At least that’s what I think it says in this email I received the other day. Here it is, just as I got it, misspellings and all:
THIS INSTRUCTION IS FROM FBI COME DIRECLY TO YOU
We have been watching every single transaction you made since last year until this 2014 and you have to know that we are also working to make sure your funds which are suppose to be delivered to you and also bear in mind that what ever you emailing us will be forward to the court.
Also we are hereby to notified by the federal bureau of investigation Cotonou department of the insult you imposed on them by failing to comply by their requirements.
Your full residential address has been forwarded to us for your immediate arrest to face your charge but I deemed it fit to give you one more chance to save yourself from this mess.
We have been told that you have failed to dance by the rule of the FBI which will warrant 1 years jail sentence. Now I john Francis Pikus the special agent in charge of the FBI Albany department I am giving you 24 working hours to effect the payment of the $199.00 usd.
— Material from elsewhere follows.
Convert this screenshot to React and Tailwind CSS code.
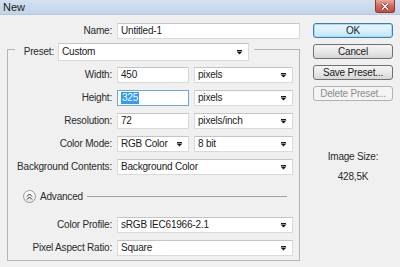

To the FBI in republic of Benin (fbisecurity ).
Wow. I have failed to dance by the rule of the FBI. Look at me, I’m a regular Fred Dillinger Astaire.
Or maybe (duh) it’s an Internet hoax, a fishing expedition like the ones telling about the “e-money” that is awaiting me in Nigeria or London or the women who can’t wait to meet me or the predators lurking in my neighborhood or the FedEx order that’s waiting to be delivered. And what they all have in common, besides being ludicrous, is this:
A. They all ask for money;
B. The English is usually atrocious; and
C. You just KNOW that someone out there has fallen for it.
Really. Someone believes it. Probably the same people who think they’ve won the grand prize from Publishers Clearing House. And who knows, they may also be the people who think the feds can monitor their thoughts, which is why they run around with colanders on their heads, but that’s another story.
The point is these frauds rely on the cooperation of a certain portion of the population – I call it the moron-American community – in order to work.
It’s the price we pay for having technology. I suspect it’s always been this way. As soon as we get something we can use to help us communicate, someone figures out a way to exploit it for nefarious purposes. They probably had “you-may-already-be-a-winner” letters on the Pony Express, or there’s-a-fortune-awaiting-you-in-Lagos telegrams on Western Union. And someone probably fell for them, too.
Or maybe I really am a nefarious character who needs to send $199 to Benin, pronto, or risk having the FBI come to my house and capture me. If that happens, you’ll know that Mrs. DeVane was right. Perhaps I should have put on my colander and taken it on the lam. Oh, well. Too late now. Come and get me, G-man.